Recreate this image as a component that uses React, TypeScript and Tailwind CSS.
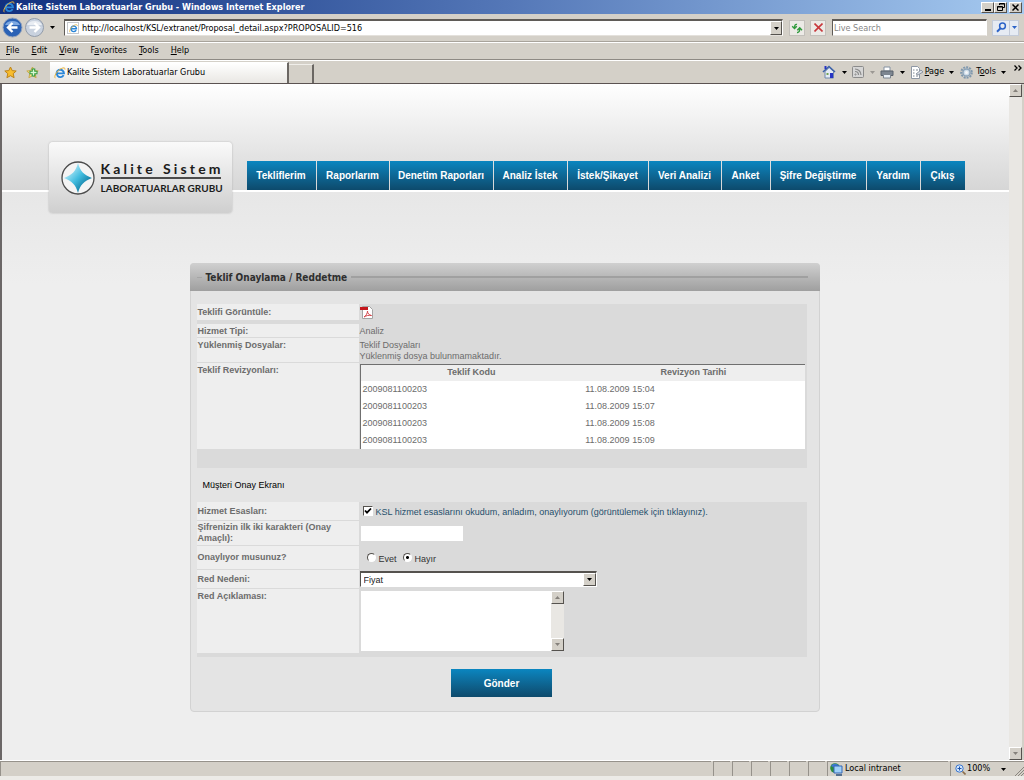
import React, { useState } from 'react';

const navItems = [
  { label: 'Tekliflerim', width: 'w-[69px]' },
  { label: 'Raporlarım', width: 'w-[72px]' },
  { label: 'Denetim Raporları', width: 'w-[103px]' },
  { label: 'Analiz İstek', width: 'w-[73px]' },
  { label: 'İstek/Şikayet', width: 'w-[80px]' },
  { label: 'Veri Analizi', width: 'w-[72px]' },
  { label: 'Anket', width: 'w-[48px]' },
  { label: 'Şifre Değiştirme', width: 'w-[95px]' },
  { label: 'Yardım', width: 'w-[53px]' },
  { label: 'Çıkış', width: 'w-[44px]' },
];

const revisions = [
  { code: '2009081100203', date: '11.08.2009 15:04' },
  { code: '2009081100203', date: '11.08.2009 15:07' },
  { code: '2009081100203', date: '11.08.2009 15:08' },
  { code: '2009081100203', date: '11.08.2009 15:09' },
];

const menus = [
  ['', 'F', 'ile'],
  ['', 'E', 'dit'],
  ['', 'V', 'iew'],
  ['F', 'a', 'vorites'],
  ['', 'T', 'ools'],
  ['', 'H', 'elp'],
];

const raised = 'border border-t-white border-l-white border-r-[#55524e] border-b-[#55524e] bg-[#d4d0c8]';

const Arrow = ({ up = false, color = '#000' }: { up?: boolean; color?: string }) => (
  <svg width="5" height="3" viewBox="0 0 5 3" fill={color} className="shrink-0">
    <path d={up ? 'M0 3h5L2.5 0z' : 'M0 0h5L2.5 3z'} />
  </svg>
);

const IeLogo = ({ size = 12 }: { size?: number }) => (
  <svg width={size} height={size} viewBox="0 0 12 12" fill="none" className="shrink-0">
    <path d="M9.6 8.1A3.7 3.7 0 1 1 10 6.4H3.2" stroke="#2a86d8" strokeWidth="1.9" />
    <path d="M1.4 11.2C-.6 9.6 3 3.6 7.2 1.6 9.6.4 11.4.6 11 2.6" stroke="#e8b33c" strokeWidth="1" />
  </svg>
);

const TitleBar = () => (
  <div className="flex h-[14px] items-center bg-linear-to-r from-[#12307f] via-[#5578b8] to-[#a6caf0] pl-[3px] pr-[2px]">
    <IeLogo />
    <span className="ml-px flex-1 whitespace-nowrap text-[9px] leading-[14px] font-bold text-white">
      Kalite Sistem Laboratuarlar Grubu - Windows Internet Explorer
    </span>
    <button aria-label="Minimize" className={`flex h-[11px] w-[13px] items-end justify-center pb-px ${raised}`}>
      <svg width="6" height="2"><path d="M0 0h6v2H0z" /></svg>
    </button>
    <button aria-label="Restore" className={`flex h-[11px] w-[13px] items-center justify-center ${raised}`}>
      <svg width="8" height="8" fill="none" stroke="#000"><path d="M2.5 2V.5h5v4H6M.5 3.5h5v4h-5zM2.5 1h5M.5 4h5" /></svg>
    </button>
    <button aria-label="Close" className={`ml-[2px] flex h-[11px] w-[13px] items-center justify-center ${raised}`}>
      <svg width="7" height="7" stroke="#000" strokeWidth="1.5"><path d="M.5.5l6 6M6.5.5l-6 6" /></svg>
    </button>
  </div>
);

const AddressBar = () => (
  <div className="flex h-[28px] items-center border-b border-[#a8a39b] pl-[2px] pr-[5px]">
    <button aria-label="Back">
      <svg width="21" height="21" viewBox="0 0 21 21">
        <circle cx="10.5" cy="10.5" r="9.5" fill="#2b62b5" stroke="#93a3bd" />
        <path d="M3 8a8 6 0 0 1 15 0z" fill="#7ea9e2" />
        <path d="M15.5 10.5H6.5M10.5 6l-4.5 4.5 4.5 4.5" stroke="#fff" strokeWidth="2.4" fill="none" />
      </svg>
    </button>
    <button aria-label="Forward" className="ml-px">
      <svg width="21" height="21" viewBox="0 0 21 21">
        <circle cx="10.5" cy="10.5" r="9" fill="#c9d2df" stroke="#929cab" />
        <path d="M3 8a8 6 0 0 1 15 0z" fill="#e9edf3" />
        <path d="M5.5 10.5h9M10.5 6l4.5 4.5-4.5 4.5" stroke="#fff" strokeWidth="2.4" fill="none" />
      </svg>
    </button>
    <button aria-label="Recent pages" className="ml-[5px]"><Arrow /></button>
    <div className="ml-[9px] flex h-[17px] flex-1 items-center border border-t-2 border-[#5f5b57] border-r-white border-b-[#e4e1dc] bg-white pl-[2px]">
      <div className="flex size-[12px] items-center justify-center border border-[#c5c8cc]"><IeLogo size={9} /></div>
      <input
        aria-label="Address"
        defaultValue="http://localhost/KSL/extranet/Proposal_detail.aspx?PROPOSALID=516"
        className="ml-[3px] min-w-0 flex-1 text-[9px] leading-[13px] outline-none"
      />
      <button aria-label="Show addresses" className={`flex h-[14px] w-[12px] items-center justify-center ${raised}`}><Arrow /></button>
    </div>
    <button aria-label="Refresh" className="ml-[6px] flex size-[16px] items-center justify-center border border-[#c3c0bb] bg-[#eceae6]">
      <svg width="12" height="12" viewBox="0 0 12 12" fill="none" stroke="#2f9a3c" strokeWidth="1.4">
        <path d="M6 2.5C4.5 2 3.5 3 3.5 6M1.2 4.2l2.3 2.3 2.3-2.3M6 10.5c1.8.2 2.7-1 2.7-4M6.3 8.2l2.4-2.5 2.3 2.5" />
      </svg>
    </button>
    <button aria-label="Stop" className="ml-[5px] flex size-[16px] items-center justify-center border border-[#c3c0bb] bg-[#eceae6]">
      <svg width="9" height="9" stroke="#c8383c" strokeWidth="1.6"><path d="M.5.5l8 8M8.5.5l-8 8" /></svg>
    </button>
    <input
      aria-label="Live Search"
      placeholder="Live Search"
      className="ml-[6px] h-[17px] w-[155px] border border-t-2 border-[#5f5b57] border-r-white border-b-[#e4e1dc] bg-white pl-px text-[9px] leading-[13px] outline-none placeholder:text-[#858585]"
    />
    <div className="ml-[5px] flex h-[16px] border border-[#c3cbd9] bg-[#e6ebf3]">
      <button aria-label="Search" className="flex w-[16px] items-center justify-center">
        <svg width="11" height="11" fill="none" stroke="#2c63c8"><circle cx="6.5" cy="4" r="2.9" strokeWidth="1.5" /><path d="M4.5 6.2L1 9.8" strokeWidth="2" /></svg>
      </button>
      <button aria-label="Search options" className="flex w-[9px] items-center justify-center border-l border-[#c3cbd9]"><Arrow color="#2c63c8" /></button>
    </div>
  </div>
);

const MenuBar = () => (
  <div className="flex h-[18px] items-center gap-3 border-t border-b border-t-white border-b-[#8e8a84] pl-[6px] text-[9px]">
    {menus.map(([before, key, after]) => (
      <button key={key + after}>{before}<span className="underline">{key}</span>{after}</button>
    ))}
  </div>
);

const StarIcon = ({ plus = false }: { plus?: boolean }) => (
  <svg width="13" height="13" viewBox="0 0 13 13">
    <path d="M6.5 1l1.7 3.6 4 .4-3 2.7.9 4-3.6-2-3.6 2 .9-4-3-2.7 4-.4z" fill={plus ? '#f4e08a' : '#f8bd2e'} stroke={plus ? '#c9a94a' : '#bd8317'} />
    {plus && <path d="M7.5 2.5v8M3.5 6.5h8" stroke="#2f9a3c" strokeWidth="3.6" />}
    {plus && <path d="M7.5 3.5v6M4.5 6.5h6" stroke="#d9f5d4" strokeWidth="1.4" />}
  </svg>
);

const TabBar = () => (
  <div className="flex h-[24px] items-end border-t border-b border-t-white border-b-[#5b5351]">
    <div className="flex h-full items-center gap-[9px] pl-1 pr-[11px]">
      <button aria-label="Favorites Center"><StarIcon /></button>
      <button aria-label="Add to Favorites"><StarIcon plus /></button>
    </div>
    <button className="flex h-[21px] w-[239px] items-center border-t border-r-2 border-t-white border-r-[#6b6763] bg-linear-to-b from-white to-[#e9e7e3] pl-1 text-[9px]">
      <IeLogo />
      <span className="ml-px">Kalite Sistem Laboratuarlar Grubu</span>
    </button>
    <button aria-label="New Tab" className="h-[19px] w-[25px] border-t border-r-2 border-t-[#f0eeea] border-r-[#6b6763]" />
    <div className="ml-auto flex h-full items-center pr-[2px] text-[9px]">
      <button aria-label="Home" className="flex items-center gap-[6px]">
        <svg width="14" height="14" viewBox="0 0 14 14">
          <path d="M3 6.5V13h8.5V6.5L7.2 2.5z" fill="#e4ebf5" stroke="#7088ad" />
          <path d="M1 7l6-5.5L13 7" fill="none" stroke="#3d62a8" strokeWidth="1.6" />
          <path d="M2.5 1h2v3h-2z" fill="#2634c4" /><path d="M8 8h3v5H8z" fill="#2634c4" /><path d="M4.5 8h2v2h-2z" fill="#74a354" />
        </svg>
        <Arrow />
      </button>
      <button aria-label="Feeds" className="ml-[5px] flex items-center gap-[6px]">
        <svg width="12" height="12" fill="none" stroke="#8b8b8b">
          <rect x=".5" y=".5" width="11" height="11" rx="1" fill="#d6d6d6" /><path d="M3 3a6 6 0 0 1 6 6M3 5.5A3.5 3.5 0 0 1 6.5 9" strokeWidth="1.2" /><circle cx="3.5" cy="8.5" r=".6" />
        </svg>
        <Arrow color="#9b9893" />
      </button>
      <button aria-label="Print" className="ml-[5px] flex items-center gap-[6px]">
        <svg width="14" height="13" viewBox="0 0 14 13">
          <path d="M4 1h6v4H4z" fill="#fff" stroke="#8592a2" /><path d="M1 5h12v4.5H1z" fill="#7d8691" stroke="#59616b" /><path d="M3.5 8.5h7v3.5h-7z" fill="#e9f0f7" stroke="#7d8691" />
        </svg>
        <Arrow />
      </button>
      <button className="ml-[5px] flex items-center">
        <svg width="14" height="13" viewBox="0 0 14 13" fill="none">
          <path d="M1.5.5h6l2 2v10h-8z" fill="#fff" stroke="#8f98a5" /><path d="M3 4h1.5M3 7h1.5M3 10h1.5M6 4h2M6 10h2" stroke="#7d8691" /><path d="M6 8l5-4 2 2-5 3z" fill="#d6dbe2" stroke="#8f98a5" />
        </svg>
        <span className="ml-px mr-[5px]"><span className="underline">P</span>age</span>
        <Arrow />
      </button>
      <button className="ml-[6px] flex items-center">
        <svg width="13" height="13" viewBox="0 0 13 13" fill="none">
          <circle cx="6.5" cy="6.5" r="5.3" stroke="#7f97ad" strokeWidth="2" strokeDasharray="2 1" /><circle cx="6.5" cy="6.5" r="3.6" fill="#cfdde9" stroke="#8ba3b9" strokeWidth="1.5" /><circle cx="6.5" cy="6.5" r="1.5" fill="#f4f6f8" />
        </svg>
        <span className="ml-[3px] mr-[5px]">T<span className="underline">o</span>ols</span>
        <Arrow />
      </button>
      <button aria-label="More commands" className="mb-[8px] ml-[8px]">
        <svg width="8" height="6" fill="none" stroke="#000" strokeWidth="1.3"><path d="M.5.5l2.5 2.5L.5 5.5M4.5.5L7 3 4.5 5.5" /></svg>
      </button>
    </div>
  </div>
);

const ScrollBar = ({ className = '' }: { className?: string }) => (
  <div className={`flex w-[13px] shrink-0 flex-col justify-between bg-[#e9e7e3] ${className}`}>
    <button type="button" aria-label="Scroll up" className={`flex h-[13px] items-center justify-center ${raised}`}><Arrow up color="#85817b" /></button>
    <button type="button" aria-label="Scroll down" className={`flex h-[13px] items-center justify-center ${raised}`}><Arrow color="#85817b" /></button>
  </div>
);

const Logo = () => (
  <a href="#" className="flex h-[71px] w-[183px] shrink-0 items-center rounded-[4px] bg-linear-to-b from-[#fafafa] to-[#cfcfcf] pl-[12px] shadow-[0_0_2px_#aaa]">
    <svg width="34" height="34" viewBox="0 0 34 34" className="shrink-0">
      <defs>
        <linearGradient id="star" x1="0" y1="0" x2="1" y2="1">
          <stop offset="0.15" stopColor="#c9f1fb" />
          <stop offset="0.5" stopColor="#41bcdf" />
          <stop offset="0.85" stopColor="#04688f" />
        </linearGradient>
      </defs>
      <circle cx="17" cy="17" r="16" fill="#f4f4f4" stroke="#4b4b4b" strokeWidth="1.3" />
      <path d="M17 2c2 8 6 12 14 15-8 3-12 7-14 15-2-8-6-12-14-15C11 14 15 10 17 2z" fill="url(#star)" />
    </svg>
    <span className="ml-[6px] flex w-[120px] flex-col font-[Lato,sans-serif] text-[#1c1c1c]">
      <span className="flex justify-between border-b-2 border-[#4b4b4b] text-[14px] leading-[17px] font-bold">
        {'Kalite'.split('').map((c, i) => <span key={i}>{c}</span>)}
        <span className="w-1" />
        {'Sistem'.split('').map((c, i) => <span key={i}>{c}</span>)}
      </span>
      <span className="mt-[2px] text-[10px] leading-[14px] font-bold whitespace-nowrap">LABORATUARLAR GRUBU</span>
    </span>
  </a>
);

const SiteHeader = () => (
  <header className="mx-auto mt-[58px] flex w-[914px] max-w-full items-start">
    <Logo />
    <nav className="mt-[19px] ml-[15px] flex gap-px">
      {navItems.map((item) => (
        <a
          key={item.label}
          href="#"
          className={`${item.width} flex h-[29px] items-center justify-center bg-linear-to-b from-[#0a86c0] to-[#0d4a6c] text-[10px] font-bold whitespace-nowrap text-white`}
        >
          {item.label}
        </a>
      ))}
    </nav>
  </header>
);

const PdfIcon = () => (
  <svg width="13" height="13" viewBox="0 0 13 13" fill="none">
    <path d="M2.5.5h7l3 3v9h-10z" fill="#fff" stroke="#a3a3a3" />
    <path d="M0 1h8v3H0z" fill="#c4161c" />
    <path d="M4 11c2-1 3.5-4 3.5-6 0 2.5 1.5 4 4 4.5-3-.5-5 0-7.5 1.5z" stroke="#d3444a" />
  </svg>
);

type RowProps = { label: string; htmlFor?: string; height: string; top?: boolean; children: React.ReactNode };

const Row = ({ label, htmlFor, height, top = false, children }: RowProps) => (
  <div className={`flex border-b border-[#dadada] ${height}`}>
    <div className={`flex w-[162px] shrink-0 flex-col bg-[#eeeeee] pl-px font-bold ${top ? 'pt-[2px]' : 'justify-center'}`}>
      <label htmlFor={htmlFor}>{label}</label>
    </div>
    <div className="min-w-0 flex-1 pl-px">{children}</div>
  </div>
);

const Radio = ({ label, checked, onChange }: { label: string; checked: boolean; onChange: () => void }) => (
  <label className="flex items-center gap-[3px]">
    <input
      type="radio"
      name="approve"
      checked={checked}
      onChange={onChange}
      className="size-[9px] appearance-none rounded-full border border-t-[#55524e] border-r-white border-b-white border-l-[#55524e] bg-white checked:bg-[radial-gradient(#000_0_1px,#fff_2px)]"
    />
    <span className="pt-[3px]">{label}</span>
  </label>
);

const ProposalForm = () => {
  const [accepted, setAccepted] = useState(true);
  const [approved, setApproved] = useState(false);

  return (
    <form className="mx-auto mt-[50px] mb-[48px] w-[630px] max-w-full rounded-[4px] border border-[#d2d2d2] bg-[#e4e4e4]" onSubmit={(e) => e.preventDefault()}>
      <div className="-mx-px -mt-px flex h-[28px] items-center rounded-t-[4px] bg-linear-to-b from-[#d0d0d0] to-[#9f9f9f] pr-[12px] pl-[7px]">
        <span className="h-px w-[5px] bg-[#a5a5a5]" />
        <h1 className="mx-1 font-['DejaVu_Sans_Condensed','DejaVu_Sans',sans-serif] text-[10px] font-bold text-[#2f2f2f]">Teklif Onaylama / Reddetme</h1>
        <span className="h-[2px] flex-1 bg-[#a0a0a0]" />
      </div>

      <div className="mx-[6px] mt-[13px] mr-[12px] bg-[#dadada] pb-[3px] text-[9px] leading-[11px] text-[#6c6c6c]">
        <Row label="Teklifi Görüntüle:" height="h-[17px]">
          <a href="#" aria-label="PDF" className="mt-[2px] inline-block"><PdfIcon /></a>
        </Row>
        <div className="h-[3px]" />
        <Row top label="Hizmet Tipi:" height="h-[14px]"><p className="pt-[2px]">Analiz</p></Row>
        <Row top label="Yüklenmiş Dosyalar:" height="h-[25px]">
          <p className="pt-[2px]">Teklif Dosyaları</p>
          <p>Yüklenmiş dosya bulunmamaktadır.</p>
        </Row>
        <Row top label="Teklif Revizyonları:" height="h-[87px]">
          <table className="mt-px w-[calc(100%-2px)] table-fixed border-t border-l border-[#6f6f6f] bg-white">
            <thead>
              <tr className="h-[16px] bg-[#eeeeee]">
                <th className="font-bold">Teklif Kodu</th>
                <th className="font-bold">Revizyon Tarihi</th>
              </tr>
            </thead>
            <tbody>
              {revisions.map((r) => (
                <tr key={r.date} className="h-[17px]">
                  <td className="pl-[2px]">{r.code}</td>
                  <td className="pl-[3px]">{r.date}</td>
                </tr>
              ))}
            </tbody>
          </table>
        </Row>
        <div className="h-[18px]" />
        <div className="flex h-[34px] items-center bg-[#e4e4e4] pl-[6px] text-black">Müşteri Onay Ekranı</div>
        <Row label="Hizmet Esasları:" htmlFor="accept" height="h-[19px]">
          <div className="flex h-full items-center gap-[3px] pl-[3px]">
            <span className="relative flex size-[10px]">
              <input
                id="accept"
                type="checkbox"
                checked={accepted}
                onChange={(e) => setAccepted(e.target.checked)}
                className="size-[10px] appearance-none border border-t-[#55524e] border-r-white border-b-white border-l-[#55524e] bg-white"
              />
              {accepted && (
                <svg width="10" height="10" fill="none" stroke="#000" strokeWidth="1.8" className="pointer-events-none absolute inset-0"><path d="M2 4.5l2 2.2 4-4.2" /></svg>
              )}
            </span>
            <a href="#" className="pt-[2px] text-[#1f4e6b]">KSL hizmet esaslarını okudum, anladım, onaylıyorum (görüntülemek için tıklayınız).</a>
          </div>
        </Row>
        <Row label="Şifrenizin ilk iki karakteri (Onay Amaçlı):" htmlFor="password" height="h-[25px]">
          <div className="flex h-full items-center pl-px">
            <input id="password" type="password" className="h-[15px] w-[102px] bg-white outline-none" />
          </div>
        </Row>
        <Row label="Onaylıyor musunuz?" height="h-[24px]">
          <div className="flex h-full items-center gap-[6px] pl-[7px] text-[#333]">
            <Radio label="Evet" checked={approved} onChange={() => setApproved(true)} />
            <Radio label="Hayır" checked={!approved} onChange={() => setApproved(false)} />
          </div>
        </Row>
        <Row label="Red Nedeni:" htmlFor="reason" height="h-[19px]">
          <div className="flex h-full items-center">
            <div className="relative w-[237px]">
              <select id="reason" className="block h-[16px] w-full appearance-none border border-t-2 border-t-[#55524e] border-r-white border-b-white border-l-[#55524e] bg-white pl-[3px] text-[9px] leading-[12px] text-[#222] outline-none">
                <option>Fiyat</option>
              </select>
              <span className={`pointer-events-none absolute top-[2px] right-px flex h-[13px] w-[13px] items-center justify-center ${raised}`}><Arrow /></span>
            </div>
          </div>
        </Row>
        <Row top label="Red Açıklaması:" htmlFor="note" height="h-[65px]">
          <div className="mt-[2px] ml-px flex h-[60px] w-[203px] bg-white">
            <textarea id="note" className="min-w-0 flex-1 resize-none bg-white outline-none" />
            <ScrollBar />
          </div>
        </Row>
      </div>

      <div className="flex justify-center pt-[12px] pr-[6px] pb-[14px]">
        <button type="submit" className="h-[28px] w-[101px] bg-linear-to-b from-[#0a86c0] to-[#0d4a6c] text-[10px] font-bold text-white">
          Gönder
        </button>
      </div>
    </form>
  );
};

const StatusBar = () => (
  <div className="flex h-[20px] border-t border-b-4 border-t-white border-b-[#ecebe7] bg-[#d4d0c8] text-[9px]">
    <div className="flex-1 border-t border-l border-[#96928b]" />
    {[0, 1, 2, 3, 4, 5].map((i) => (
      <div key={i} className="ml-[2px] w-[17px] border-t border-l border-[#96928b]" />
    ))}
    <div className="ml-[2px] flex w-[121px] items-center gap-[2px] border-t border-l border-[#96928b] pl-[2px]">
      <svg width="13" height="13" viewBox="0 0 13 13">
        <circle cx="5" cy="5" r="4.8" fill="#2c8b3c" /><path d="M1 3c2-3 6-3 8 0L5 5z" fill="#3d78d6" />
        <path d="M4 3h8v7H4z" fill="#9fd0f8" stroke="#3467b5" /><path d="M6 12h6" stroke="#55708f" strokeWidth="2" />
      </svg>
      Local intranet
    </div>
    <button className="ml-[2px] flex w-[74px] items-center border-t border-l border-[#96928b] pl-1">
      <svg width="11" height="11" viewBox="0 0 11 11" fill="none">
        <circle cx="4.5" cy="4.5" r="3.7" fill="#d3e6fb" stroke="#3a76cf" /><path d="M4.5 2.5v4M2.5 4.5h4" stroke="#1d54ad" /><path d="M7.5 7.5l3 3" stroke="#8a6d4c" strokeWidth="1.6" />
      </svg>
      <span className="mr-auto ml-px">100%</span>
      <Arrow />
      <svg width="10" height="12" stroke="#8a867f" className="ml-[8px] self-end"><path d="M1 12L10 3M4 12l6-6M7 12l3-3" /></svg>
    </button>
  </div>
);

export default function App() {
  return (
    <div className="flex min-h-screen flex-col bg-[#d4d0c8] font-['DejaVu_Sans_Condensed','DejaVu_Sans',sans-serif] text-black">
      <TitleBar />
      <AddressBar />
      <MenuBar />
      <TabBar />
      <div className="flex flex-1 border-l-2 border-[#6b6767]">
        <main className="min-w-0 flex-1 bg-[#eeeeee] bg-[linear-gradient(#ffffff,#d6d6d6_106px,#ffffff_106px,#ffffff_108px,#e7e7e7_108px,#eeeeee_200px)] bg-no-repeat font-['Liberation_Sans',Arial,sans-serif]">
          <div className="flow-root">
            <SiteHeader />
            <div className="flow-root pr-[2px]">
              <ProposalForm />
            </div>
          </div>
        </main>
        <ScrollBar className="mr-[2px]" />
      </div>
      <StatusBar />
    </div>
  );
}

Exercise requirements: Select all lines in the listing above where the word "React" appears, and show them.

Exercise answer:
Recreate this image as a component that uses React, TypeScript and Tailwind CSS.
import React, { useState } from 'react';
type RowProps = { label: string; htmlFor?: string; height: string; top?: boolean; children: React.ReactNode };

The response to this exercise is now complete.